Of course, it wouldn’t be Godzilla if it didn’t also function as a warning of sorts. In the franchise tradition, it leaves some room for ominous doubt: as ever, Godzilla can only be contained and may awaken again should mankind not learn from its folly. He stands as a potent symbol of both our triumphs and tragedies, our accomplishments and our recklessness. While Fukushima is again the obvious reference point, it struck me that this truly is a Godzilla movie for the War on Terror era, as its final image captures the delicate balance of living with such horrors: we persist in spite of them, yet we’re always caught in their shadow. It’s nothing short of brilliant, not to mention completely in line with Honda’s original film.

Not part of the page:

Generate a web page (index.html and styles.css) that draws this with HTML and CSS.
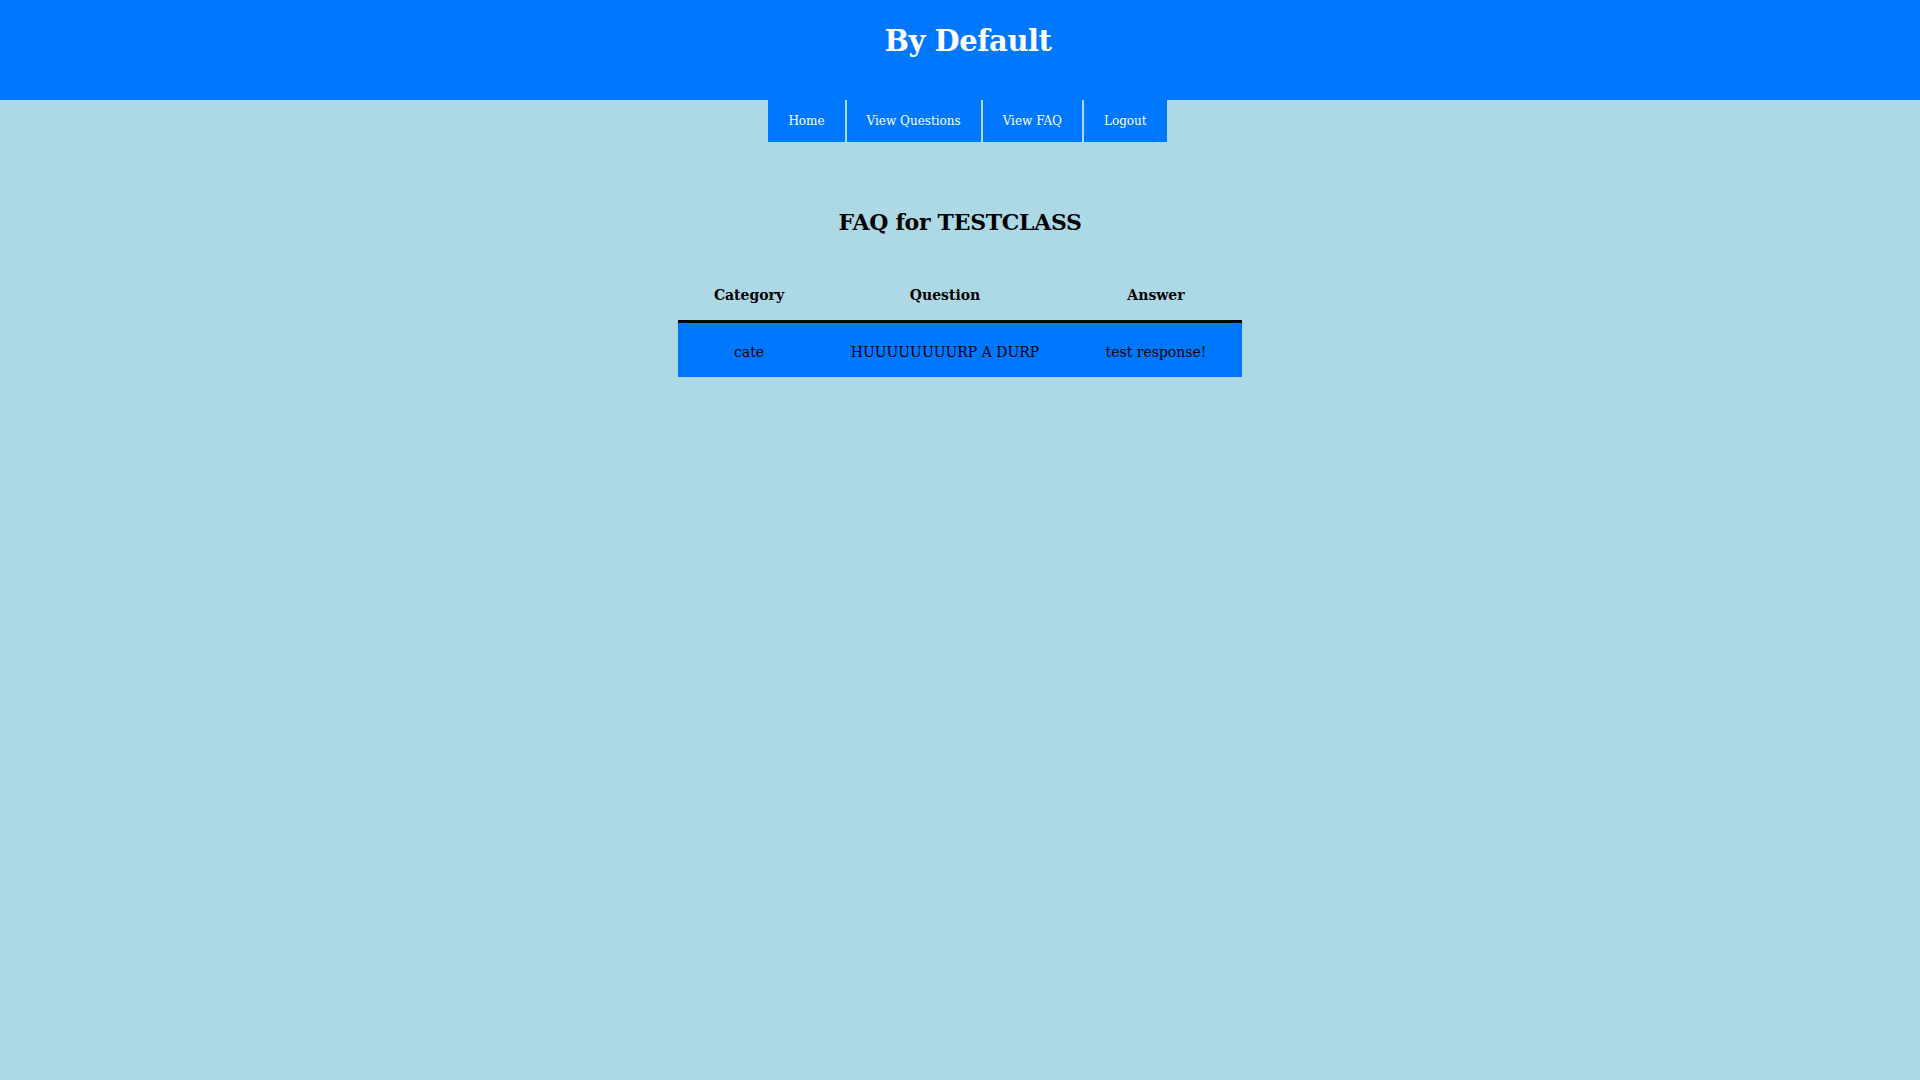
FILE: index.html
```html
<!DOCTYPE html>
<html lang="en">
<head>
<meta charset="utf-8">
<title>FAQ for TESTCLASS</title>
<link rel="stylesheet" href="styles.css">
</head>
<body>
<header class="site-header">
  <h1 class="site-title">By Default</h1>
</header>
<nav class="site-nav">
  <a class="nav-item" href="#">Home</a>
  <a class="nav-item" href="#">View Questions</a>
  <a class="nav-item" href="#">View FAQ</a>
  <a class="nav-item" href="#">Logout</a>
</nav>
<main class="content">
  <h2 class="page-title">FAQ for TESTCLASS</h2>
  <table class="faq-table">
    <thead>
      <tr>
        <th class="col-cat">Category</th>
        <th class="col-q">Question</th>
        <th class="col-a">Answer</th>
      </tr>
    </thead>
    <tbody>
      <tr>
        <td>cate</td>
        <td>HUUUUUUUURP A DURP</td>
        <td>test response!</td>
      </tr>
    </tbody>
  </table>
</main>
</body>
</html>
```
FILE: styles.css
```css
html, body {
  margin: 0;
  padding: 0;
}
body {
  background: #add8e6;
  font-family: "DejaVu Serif", "Liberation Serif", serif;
  color: #000;
}
.site-header {
  background: #0077ff;
  height: 100px;
  display: flex;
  justify-content: center;
  padding-left: 16px;
  box-sizing: border-box;
}
.site-title {
  margin: 0;
  padding-top: 21px;
  color: #fff;
  font-size: 29px;
  font-weight: bold;
  line-height: 40px;
  letter-spacing: -0.5px;
}
.site-nav {
  display: flex;
  justify-content: center;
  gap: 2px;
  padding-left: 15px;
  height: 42px;
}
.nav-item {
  display: flex;
  align-items: center;
  padding: 0 20px;
  background: #0077ff;
  color: #fff;
  text-decoration: none;
  font-size: 12px;
}
.content {
  display: flex;
  flex-direction: column;
  align-items: center;
}
.page-title {
  margin: 63px 0 0;
  font-size: 22px;
  line-height: 34px;
  font-weight: bold;
  letter-spacing: -0.3px;
}
.faq-table {
  margin-top: 31px;
  border-collapse: collapse;
  width: 564px;
}
.faq-table th {
  font-size: 14px;
  font-weight: bold;
  height: 50px;
  border-bottom: 3px solid #000;
  padding: 0;
}
.faq-table td {
  background: #0077ff;
  font-size: 14px;
  height: 50px;
  text-align: center;
  padding: 4px 0 0;
}
.col-cat { width: 142px; }
.col-q { width: 250px; }
.col-a { width: 172px; }
```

Shin Godzilla also delivers the other elements you’ve come to expect from this franchise, like top notch effects work (it’s easily Toho’s best digital work in a Godzilla film, though 12 years of improved technology naturally work wonders) and awesome spectacle. Anno and Higuchi arguably have a better grasp of how to shoot this thing than many of their American counterparts, as they pull out for extreme wide shots to capture the immense scale of the military’s showdown with Godzilla, which unfolds in broad daylight to allow for maximum clarity. I can only imagine how impressive this must have looked on the few theater screens it managed to grace last year.
However, I’m even happier to report that this film retains the thoughtfulness that’s so often guided this series. I love the unapologetic monster mashes as much as the next fan (and I’m very happy we have a new American take to provide more along those lines), but there’s obviously a place for the likes of Shin Godzilla, no matter how odd its initial impression may be. Yes, it’s strange, perhaps even a little alienating as it further stretches the perception of what a Godzilla movie is or can be (which, let’s be real, at this point is pretty much anything). I can’t help but appreciate a film that’s willing to challenge both itself and its audience in such a manner instead of catering to expectations (something Gareth Edwards's film did a wonderful job of as well, it should be noted).
Besides, Shin Godzilla ultimately more than earns its franchise stripes—as heralded by the iconic theme music—with its commitment to depicting humanity in all its messy glory. We’re imperfect beings, capable of inflicting so much horror on ourselves and the world around us; however, we’re equally capable of persevering through those flaws via cooperation and compassion, two things the world seems to sorely lack at times. I can’t think of a higher purpose for a Godzilla movie than to remind us the complexities and paradox of being human. In that respect, it’s difficult to consider Shin Godzilla to be anything except a triumphant return. Welcome back, Big G.